4月26日のZERO1・後楽園ホール大会では、団体名物である『天下一Jr.』決勝が行なわれた。
リーグ戦として開催された今年、最後の闘いに勝ち進んだのは鈴木鼓太郎とショーン・ギネス。ノア、全日本で活躍し、現在はフリーで存在感を発揮している鼓太郎に対し、ギネスはZERO1マットでコツコツとキャリアを重ねてきた。その努力はレスラー仲間も認めるところ。
アイルランド人であるギネスがZERO1マットを守る立場になった決勝戦。ギネスは左目を大きく腫らしながらも粘りに粘り、最後はプリンス・デヴィットの得意技でもあるブラディ・サンデーを決めて勝利した。この日、決勝進出者決定戦では大谷晋二郎を下しているだけに、価値ある優勝だ。
優勝者に認められる「願い事」では「日本が大好きだから日本人になりたい。日本語の名前がほしい」と語ったギネス。表彰式の副賞プレゼンターをアイドルグループ・私立恵比寿中学の「ぽーちゃん」こと小林歌穂が務めたことも話題になった。
(仮面女子は「アイスリボンフェスタ」に登場。ゴムボートの「大航海」パフォーマンスを後楽園でも見せた)
これは、小林が出演するテレビ番組『オタクィーーーングリッシュ!』の収録が大会中に行なわれたことで実現。目の前で大仁田厚の大乱闘が繰り広げられるなど、驚きつつも“プロレスの聖地”を満喫したようだ。
この大会に限らず、プロレスの大会にアイドルが登場する機会は少なくない。4月24日の『アイスリボンフェスタ』では絶叫する60度、仮面女子がライブを行ない、ファンの熱が大会を盛り上げた。スルースキルズは全日本プロレスの応援大使。メンバーはプライベートでもプロレス観戦に行くほどハマっており、プロレスファンにも受け入れられている、スルースキルズのライブには、全日本のTシャツを着たファンも。
最も積極的なのが、各ジャンルとのコラボが巧みなDDT。大会にアイドルがゲストとして登場するだけでなく、多ジャンルのアーティストを集めた『DDTフェス』も開催。アップアップガールズ(仮)とは合同イベントも開催し、アイドルが路上(工場)で闘うというバカバカしくも奇跡のような空間を作り上げた。
WRESTLE-1ではCHEER1が公式サポーター。そのメンバーである“筋肉アイドル”才木玲佳はプロレススクール『プロレス総合学院』の一期生で、実際にレスラーデビューを果たし、東京女子プロレスでタイトルマッチも。LinQの伊藤麻希とともに本物の“アイドルレスラー”として注目されている。
もちろん、ドラマ『豆腐プロレス』出演をきっかけにSKE48の松井珠理奈が大のプロレスファンになったのも有名な話。プロレスとアイドルに関しては、以前から親和性が高いと言われてきた。

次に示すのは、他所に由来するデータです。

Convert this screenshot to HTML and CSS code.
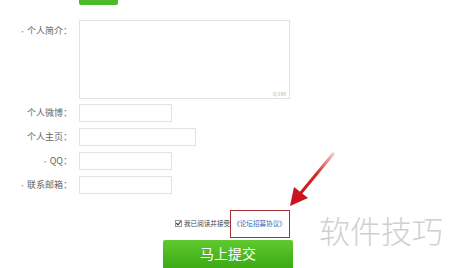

(全日本プロレス応援大使スルースキルズは公開記者会見でもミニライブ。メンバーのプロレスファン度もかなり濃いめだ)
かつてプロレスファンだった人たちがAKB48やももいろクローバーZのファンになっていったという説もある。成長物語や、華やかなだけでなはいドラマ性に共通部分があるのだろう。またアイドルの運営スタッフにプロレス黄金時代を見て育った世代が多く、プロレス的な仕掛けやワードを取り入れてきたという面もある。
新日本、AKBのような大メジャーだけではなく、中小規模の団体・グループがさまざまな個性を発揮しているのも共通点か。たとえば「新木場や蕨から後楽園ホール満員へ」というプロレス団体と「小さなライブハウスからZEPP、中野サンプラザへ」というアイドルグループの上昇志向はかみ合いやすいのかもしれない。
プロレスファンがアイドルを好きになり、アイドルのファンがプロレスにハマるという理想的な相乗効果があれば理想的だ。当然、コラボレーションに「大人の事情」が透けて見えてはファンも冷めるのだが。運営サイドやレスラー、メンバーがどれだけ楽しんでいるか、本気でやっているかをファンは皮膚感覚で分かっている。